— Requirement —
Omit all pictures, then retype the data exactly as given.

— Given data —
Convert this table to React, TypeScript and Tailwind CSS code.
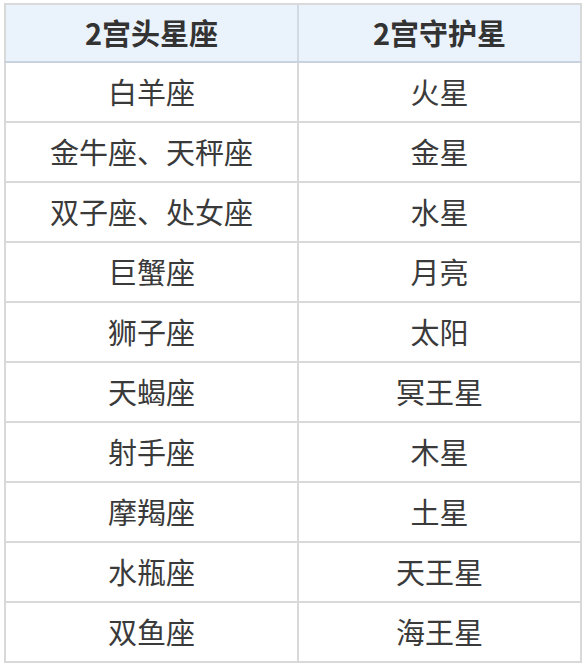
const rows: [string, string][] = [
  ['白羊座', '火星'],
  ['金牛座、天秤座', '金星'],
  ['双子座、处女座', '水星'],
  ['巨蟹座', '月亮'],
  ['狮子座', '太阳'],
  ['天蝎座', '冥王星'],
  ['射手座', '木星'],
  ['摩羯座', '土星'],
  ['水瓶座', '天王星'],
  ['双鱼座', '海王星'],
]

export default function App() {
  return (
    <div
      className="w-[586px] h-[668px] bg-white pt-[3px] pl-[4px]"
      style={{ fontFamily: '"Noto Sans CJK SC", "Noto Sans", sans-serif' }}
    >
      <table className="border-collapse border-2 border-[#d9d9d9] text-[29px] text-[#3a3a3a] table-fixed w-[578px]">
        <thead>
          <tr className="bg-[#eaf2fb] h-[58px]">
            <th className="w-[293px] font-bold text-[#333] border-r-2 border-[#d2d9e2] border-b-2 border-b-[#c9d3de]">2宫头星座</th>
            <th className="font-bold text-[#333] border-b-2 border-b-[#c9d3de]">2宫守护星</th>
          </tr>
        </thead>
        <tbody>
          {rows.map(([a, b], i) => (
            <tr key={i} className="h-[60px] border-t-2 border-[#d9d9d9] first:border-t-0">
              <td className="text-center border-r-2 border-[#d9d9d9]">{a}</td>
              <td className="text-center">{b}</td>
            </tr>
          ))}
        </tbody>
      </table>
    </div>
  )
}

— Exercise answer —
Convert this table to React, TypeScript and Tailwind CSS code.
const rows: [string, string][] = [
  ['白羊座', '火星'],
  ['金牛座、天秤座', '金星'],
  ['双子座、处女座', '水星'],
  ['巨蟹座', '月亮'],
  ['狮子座', '太阳'],
  ['天蝎座', '冥王星'],
  ['射手座', '木星'],
  ['摩羯座', '土星'],
  ['水瓶座', '天王星'],
  ['双鱼座', '海王星'],
]

export default function App() {
  return (
    <div
      className="w-[586px] h-[668px] bg-white pt-[3px] pl-[4px]"
      style={{ fontFamily: '"Noto Sans CJK SC", "Noto Sans", sans-serif' }}
    >
      <table className="border-collapse border-2 border-[#d9d9d9] text-[29px] text-[#3a3a3a] table-fixed w-[578px]">
        <thead>
          <tr className="bg-[#eaf2fb] h-[58px]">
            <th className="w-[293px] font-bold text-[#333] border-r-2 border-[#d2d9e2] border-b-2 border-b-[#c9d3de]">2宫头星座</th>
            <th className="font-bold text-[#333] border-b-2 border-b-[#c9d3de]">2宫守护星</th>
          </tr>
        </thead>
        <tbody>
          {rows.map(([a, b], i) => (
            <tr key={i} className="h-[60px] border-t-2 border-[#d9d9d9] first:border-t-0">
              <td className="text-center border-r-2 border-[#d9d9d9]">{a}</td>
              <td className="text-center">{b}</td>
            </tr>
          ))}
        </tbody>
      </table>
    </div>
  )
}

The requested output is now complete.